The result is a new album that breaks the Dandys down to the skeleton. It has a surprisingly grunge-y sound. McCabe says they surprised themselves with it, because the quartet originally crafted their style largely as a pushback against the flannel-clad angst rockers dominating the Pacific Northwest at the time. The band was remarkable in the late ’90s as an alternative to the “alternative” post-Nirvana crapfest that dominated rock. The fact that their poppy songs managed to sound like art was an act of rebellion in the age of Limp Bizkit and Creed.
“We didn’t say, ‘Let’s do a grunge record,’” McCabe says. “We exist because of being so tired of that scene. But we’re not tired of it anymore, so it’s interesting.”
She calls “This Machine” a “transitional album,” giving the band a new foundation on which to build future songs and sounds.

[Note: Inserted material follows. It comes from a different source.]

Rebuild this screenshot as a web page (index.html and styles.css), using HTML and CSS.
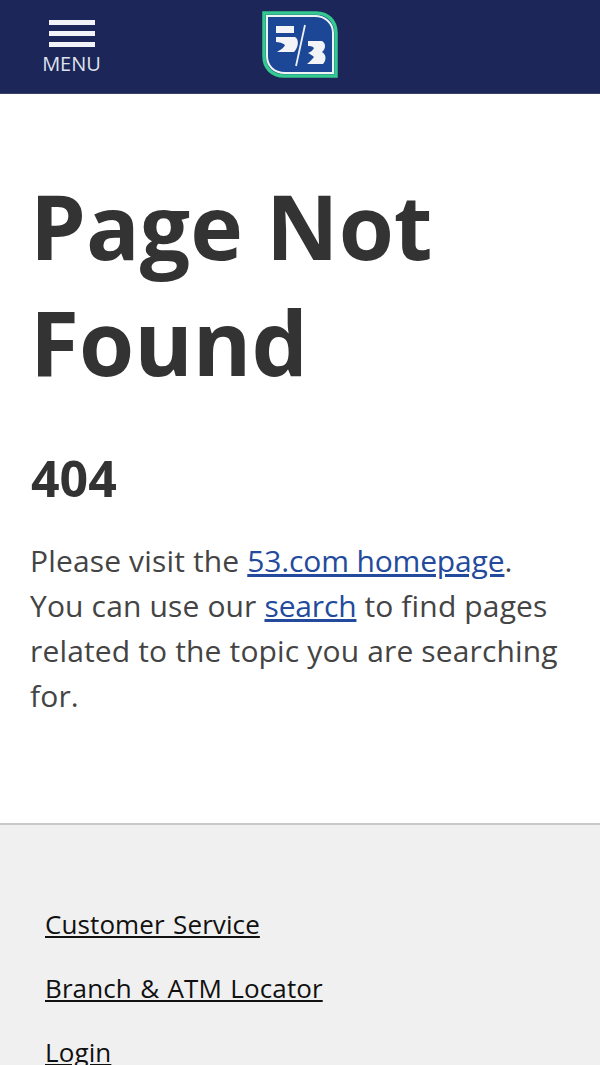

For years, the Dandys were the subject of rock-crit adulation, but inevitably the band has taken its licks from the press as the years have gone on — for being aloof, for their decadent verve. They’ve also inevitably lost (and gained) fans through their evolution of sounds. But the hardcore fans that have packed clubs this spring, McCabe says, have kept the band creatively alive.
“We were darlings of the press and now it seems like even if it’s a compliment it’s backhanded in some way,” McCabe laughs. “So it’s nice to see that our fans genuinely love us and are proud of us.”
Some material on the new record responds to the criticism with a typical Dandy snicker. Taylor-Taylor and company give self-parody a triumphant shot on “Enjoy Yourself,” the album’s standout song. On it, the guy who once sang “All I wanna do is get off” and extolled the virtues of “rockin’ on the horse-size pills” offers a schmaltzy, smirking chorus of “Look at yourself/Enjoy your health” and croons “I used to be cool/Used to be a fool/Too cool for rules, man/Too cool for school.”
It’s a biting slice of awesome that proves they’ve still got it. And, yeah, Dandys still rule. OK?